GIVEN INFORMATION >>

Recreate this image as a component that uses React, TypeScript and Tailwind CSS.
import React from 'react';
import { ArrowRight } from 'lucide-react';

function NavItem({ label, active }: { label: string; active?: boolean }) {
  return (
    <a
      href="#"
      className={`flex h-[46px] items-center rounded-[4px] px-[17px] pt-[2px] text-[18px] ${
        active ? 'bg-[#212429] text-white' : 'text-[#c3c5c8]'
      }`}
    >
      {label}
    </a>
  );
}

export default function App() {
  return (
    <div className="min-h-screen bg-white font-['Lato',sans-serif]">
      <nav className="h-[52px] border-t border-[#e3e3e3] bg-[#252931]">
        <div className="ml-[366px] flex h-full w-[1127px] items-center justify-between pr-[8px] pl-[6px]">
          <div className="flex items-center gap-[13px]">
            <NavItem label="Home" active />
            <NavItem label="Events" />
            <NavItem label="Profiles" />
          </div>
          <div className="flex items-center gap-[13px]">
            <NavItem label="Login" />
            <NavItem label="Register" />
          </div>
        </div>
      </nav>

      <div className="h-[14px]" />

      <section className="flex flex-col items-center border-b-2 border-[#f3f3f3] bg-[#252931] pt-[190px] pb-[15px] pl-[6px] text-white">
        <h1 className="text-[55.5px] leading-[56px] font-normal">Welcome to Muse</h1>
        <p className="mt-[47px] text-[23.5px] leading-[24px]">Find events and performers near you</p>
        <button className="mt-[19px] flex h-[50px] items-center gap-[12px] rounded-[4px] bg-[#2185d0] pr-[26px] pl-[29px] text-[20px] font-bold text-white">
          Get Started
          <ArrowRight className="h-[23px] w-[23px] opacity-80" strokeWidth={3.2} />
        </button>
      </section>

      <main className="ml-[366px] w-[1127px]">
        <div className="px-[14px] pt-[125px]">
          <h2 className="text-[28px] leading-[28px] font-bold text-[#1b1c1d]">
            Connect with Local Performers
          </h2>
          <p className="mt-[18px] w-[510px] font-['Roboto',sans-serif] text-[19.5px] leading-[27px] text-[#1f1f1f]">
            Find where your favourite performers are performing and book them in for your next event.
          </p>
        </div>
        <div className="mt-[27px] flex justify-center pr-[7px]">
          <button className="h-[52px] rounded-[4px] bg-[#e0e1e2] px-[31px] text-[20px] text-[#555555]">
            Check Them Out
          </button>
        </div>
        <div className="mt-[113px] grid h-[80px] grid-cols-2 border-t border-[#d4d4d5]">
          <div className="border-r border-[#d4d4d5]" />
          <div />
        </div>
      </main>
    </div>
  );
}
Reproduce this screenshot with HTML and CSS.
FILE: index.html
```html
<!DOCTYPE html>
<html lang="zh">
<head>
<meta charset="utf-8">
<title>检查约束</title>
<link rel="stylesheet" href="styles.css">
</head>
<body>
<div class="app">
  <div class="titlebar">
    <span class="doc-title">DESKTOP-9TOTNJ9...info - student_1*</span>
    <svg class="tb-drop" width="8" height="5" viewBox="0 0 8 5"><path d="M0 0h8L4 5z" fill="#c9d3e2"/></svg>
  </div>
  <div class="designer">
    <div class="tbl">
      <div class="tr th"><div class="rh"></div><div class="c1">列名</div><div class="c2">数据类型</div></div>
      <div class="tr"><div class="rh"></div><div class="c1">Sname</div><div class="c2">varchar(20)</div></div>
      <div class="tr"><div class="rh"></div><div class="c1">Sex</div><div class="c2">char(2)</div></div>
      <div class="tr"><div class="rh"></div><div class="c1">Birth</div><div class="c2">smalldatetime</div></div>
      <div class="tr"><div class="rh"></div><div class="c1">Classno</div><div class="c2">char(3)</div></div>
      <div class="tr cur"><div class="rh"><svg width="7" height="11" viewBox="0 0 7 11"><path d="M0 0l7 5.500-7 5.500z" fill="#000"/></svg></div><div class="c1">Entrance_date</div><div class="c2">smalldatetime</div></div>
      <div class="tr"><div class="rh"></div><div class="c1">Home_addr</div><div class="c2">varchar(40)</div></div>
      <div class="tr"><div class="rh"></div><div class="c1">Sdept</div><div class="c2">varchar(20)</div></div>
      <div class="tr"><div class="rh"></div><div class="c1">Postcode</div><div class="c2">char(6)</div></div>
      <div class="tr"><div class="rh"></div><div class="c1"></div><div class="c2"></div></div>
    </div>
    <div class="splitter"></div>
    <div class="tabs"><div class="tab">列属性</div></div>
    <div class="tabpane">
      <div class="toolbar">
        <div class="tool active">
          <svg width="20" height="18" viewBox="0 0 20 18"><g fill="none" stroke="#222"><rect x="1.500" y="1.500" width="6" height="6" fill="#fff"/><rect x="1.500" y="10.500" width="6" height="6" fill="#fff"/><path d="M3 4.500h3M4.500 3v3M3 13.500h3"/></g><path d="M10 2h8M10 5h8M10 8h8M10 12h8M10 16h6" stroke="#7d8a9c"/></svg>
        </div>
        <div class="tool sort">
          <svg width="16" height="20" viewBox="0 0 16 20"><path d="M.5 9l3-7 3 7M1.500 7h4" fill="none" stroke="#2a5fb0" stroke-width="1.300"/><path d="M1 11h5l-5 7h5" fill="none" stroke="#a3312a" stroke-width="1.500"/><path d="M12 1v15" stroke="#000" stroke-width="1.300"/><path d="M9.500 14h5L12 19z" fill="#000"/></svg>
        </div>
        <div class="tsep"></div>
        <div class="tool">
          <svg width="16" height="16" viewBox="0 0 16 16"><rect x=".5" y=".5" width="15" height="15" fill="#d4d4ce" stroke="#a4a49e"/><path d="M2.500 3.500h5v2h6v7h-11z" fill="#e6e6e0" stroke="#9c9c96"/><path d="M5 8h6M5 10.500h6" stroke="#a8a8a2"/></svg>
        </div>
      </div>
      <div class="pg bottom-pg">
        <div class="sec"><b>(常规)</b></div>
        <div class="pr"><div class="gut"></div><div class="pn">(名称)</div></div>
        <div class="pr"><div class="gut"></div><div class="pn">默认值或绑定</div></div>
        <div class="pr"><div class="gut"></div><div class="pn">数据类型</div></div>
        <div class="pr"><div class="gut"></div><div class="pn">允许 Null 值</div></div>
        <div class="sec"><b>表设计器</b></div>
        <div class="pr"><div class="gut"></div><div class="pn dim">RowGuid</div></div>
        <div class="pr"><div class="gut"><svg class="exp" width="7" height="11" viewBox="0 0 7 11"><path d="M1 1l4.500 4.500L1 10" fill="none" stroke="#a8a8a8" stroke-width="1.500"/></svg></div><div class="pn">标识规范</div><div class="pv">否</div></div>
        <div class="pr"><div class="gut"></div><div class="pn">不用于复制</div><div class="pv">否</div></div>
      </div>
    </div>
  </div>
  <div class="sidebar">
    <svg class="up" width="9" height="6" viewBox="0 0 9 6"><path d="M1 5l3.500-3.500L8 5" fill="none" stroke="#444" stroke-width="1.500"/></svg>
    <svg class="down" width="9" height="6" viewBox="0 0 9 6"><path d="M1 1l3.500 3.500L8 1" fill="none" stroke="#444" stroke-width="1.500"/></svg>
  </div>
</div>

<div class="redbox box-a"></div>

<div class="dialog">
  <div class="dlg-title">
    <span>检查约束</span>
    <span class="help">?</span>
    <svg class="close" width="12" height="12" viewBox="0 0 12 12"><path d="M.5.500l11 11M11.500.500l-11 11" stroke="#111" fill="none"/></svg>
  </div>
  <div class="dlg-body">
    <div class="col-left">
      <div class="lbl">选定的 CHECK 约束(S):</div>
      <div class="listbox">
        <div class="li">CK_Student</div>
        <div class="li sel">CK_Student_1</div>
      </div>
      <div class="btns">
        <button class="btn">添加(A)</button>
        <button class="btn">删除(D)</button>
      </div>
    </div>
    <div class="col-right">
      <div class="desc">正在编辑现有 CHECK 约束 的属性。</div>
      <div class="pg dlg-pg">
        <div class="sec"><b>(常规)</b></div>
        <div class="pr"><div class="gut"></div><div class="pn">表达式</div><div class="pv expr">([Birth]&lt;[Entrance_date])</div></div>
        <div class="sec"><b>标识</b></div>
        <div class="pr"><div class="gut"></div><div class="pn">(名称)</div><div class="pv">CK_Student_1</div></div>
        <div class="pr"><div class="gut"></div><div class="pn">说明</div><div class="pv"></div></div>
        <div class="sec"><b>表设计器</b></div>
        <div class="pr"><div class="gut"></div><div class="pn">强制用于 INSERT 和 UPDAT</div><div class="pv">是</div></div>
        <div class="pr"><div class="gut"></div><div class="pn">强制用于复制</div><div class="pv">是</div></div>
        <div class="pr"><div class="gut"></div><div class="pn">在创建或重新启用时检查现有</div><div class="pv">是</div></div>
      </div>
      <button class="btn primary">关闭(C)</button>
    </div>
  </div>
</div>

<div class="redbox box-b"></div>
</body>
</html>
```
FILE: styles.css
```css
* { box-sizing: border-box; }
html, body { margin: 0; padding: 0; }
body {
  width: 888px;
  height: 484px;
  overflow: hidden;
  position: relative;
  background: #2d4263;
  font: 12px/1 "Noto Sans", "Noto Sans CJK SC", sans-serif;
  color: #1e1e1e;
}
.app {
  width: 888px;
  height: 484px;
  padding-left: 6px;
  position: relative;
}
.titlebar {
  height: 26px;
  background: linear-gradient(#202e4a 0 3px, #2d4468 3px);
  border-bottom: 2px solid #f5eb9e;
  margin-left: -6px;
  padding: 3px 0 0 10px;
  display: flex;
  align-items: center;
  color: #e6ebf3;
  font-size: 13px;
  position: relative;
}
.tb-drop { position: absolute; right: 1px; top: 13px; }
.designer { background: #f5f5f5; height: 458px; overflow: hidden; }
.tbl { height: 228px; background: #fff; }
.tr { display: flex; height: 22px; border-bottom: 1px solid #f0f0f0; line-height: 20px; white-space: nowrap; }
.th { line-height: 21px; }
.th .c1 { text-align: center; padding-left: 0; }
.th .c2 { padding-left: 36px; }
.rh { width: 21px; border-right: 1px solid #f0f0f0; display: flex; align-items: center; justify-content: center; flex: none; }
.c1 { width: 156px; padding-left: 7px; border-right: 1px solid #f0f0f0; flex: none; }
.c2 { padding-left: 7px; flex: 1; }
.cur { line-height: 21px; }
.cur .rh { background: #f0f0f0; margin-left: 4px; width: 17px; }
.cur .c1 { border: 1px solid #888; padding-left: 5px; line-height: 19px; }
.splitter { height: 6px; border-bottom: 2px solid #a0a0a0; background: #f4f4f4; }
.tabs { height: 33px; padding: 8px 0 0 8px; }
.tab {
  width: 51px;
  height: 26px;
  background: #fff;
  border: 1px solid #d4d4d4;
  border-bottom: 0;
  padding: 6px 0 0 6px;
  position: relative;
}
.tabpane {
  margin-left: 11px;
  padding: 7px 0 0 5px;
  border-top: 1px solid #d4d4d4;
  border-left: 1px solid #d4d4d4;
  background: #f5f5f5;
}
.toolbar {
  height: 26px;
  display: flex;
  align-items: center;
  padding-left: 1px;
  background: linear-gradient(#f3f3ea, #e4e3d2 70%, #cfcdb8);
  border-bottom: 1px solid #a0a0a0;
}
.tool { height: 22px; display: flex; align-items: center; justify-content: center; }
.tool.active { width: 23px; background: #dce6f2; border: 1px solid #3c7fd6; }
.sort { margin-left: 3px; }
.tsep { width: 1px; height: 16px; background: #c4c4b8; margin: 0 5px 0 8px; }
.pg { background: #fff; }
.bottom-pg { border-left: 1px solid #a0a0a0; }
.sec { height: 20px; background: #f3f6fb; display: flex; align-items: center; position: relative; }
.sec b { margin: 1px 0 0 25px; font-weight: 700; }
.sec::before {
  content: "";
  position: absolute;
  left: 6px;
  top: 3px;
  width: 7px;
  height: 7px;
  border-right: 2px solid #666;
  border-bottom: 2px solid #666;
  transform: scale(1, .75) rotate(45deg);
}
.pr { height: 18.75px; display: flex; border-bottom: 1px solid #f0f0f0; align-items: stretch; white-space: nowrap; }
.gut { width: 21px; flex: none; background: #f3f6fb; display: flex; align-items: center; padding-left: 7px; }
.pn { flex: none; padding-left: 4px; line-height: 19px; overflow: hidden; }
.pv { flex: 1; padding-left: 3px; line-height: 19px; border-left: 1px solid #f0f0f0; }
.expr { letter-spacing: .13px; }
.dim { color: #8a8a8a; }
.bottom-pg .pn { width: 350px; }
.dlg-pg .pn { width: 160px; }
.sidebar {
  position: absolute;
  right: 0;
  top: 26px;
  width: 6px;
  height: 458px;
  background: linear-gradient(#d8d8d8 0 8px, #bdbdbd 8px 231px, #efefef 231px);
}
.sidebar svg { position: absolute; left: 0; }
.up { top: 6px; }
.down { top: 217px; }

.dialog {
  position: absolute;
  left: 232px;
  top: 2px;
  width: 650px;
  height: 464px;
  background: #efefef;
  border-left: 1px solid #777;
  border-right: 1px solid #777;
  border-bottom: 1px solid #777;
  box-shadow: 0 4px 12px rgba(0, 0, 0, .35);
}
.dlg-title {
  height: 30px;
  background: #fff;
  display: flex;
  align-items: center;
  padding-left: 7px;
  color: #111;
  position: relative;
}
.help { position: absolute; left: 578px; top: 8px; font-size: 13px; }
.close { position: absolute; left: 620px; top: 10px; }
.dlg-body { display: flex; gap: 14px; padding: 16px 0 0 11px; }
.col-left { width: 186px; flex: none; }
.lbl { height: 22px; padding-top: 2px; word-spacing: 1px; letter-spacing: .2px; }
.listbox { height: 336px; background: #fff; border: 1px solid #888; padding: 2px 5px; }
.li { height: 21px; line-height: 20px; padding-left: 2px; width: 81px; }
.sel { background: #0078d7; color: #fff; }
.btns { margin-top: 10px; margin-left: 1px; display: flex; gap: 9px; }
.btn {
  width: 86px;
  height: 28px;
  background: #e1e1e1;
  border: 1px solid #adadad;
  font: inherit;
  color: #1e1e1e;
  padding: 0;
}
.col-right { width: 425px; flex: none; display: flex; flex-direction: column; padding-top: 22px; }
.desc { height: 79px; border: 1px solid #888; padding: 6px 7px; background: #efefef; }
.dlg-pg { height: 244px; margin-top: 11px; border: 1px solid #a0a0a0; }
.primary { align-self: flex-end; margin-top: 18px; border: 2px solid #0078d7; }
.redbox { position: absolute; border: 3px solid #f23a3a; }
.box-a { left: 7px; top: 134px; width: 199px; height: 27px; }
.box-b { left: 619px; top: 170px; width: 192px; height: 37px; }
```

THE REQUEST >> Return every line above that contains the word "this".

TASK OUTPUT >>
Recreate this image as a component that uses React, TypeScript and Tailwind CSS.
Reproduce this screenshot with HTML and CSS.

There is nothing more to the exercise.